The trustor transfers property to the trustee, who then becomes the legal owner of the property and manages such property for the benefit of the beneficiaries.

The difference between trustor vs. trustee is important in understanding trust arrangements. In a trust arrangement, there are three parties: the trustor, the trustee, and the beneficiaries. Even if there are legally three parties, one person can be all three, who “wears three caps” so to speak.

The trustee is the legal owner of the property and manages the trust. However, just because the trustee is the legal owner of the property does not mean that the trustee can benefit from the property unless the trustee is also a beneficiary. The trustee only manages the property for the benefit of the beneficiaries. In return, the trustee is entitled to compensation (called “commission”) for his services in managing the trust.
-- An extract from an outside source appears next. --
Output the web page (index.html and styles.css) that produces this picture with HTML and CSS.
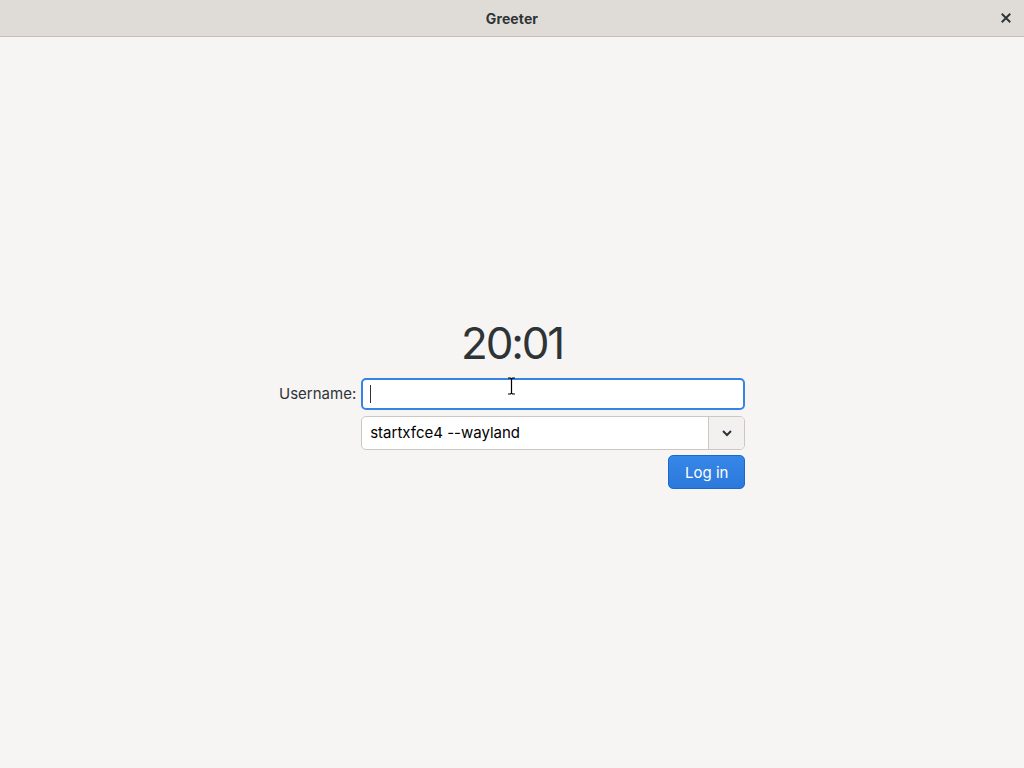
FILE: index.html
```html
<!DOCTYPE html>
<html>
<head>
<meta charset="utf-8">
<link rel="stylesheet" href="styles.css">
</head>
<body>
<div class="window">
  <header class="titlebar">
    <span class="title">Greeter</span>
    <button class="close" aria-label="Close">
      <svg width="10" height="10" viewBox="0 0 10 10"><path d="M1.5 1.5 L8.5 8.5 M8.5 1.5 L1.5 8.5" stroke="#2e3436" stroke-width="2" stroke-linecap="square"/></svg>
    </button>
  </header>
  <main class="content">
    <div class="login">
      <div class="clock">20:01</div>
      <div class="form">
        <label class="label" for="user">Username:</label>
        <div class="entry focused" id="user"><span class="caret"></span>
          <svg class="ibeam" width="9" height="18" viewBox="0 0 9 18"><path d="M1 1h2.5l1 1 1-1H8M4.5 2v14M1 17h2.5l1-1 1 1H8" fill="none" stroke="#000" stroke-width="1.2"/></svg>
        </div>
        <div class="combo">
          <div class="combo-text">startxfce4 --wayland</div>
          <div class="combo-btn">
            <svg width="12" height="8" viewBox="0 0 12 8"><path d="M2 2 L6 6 L10 2" fill="none" stroke="#2e3436" stroke-width="2"/></svg>
          </div>
        </div>
        <div class="actions"><button class="login-btn">Log in</button></div>
      </div>
    </div>
  </main>
</div>
</body>
</html>
```
FILE: styles.css
```css
html, body {
  margin: 0;
  padding: 0;
  height: 100%;
}
body {
  background: #f6f5f4;
  font-family: Inter, "Noto Sans", sans-serif;
  color: #2e3436;
}
.window {
  display: flex;
  flex-direction: column;
  height: 100%;
}
.titlebar {
  height: 36px;
  flex: none;
  background: #dfdcd8;
  border-bottom: 1px solid #c6bfb7;
  display: flex;
  align-items: center;
  justify-content: center;
  position: relative;
}
.title {
  font-size: 14px;
  font-weight: 700;
  color: #2e3436;
  letter-spacing: 0.1px;
}
.close {
  position: absolute;
  right: 12px;
  top: 12px;
  width: 12px;
  height: 12px;
  padding: 0;
  border: 0;
  background: none;
  display: flex;
  align-items: center;
  justify-content: center;
}
.content {
  flex: 1;
  display: flex;
  align-items: center;
  justify-content: center;
}
.login {
  display: flex;
  flex-direction: column;
  align-items: center;
  width: 466px;
}
.clock {
  font-size: 44px;
  line-height: 54px;
  font-weight: 400;
  color: #2e3436;
  margin-bottom: 8px;
  letter-spacing: -2.2px;
}
.form {
  display: grid;
  grid-template-columns: auto 384px;
  column-gap: 5px;
  width: 100%;
}
.label {
  font-size: 15px;
  color: #2e3436;
  align-self: center;
  justify-self: end;
  margin-top: -1px;
}
.entry {
  grid-column: 2;
  height: 32px;
  box-sizing: border-box;
  background: #ffffff;
  border: 2px solid #3584e4;
  border-radius: 5px;
  position: relative;
}
.caret {
  position: absolute;
  left: 7px;
  top: 5px;
  width: 1px;
  height: 18px;
  background: #2e3436;
}
.ibeam {
  position: absolute;
  left: 144px;
  top: -3px;
}
.combo {
  grid-column: 2;
  margin-top: 6px;
  height: 34px;
  box-sizing: border-box;
  border: 1px solid #cdc7c2;
  border-radius: 5px;
  background: #ffffff;
  display: flex;
  overflow: hidden;
}
.combo-text {
  flex: 1;
  padding-left: 8px;
  font-size: 15px;
  line-height: 32px;
  color: #000;
}
.combo-btn {
  width: 35px;
  border-left: 1px solid #cdc7c2;
  background: #f2f1f0;
  display: flex;
  align-items: center;
  justify-content: center;
}
.actions {
  grid-column: 2;
  margin-top: 5px;
  display: flex;
  justify-content: flex-end;
}
.login-btn {
  width: 77px;
  height: 34px;
  border: 1px solid #1b6acb;
  border-radius: 5px;
  background: linear-gradient(#3787e8, #2a79db);
  color: #ffffff;
  font-family: Inter, "Noto Sans", sans-serif;
  font-size: 15px;
  padding: 0;
}
```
The beneficiaries, on the other hand, take on a more passive role in a trust arrangement. They simply receive the income or principal from the trust, depending on the terms of the trust agreement. They can request an accounting from the trustee, but they cannot actively manage the trust property.

If you would like a consultation about the difference in trustor vs. trustee, we at the Law Offices of Albert Goodwin are here for you. You can call us at 212-233-1233 or send us an email at [email protected].

Why the Distinction Matters

The trustor/trustee distinction is more than a matter of vocabulary. It defines who can do what, who is responsible to whom, and how the trust is administered for both legal and tax purposes. Misunderstanding the roles leads to a long list of practical problems — grantors who think they still own assets after putting them into an irrevocable trust, trustees who think they can use trust funds for personal purposes, beneficiaries who think they can direct the trustee. Each role has a specific legal definition, and getting the roles right is the first step in setting up a trust that works.

The Trustor in More Detail

The trustor (also called the grantor or settlor) is the person whose property is going into the trust. The trustor has three powers at the moment of creation: choosing the terms of the trust, selecting the trustee, and transferring assets into the trust. After the trust is signed and funded, the trustor's ongoing role depends on what kind of trust was created.

For a revocable trust, the trustor retains the power to amend, revoke, or unwind the trust at any time during life. The trustor can change beneficiaries, replace the trustee, or pull assets back out. The trust is essentially a will-substitute that gives the trustor full control during life but transitions cleanly at death.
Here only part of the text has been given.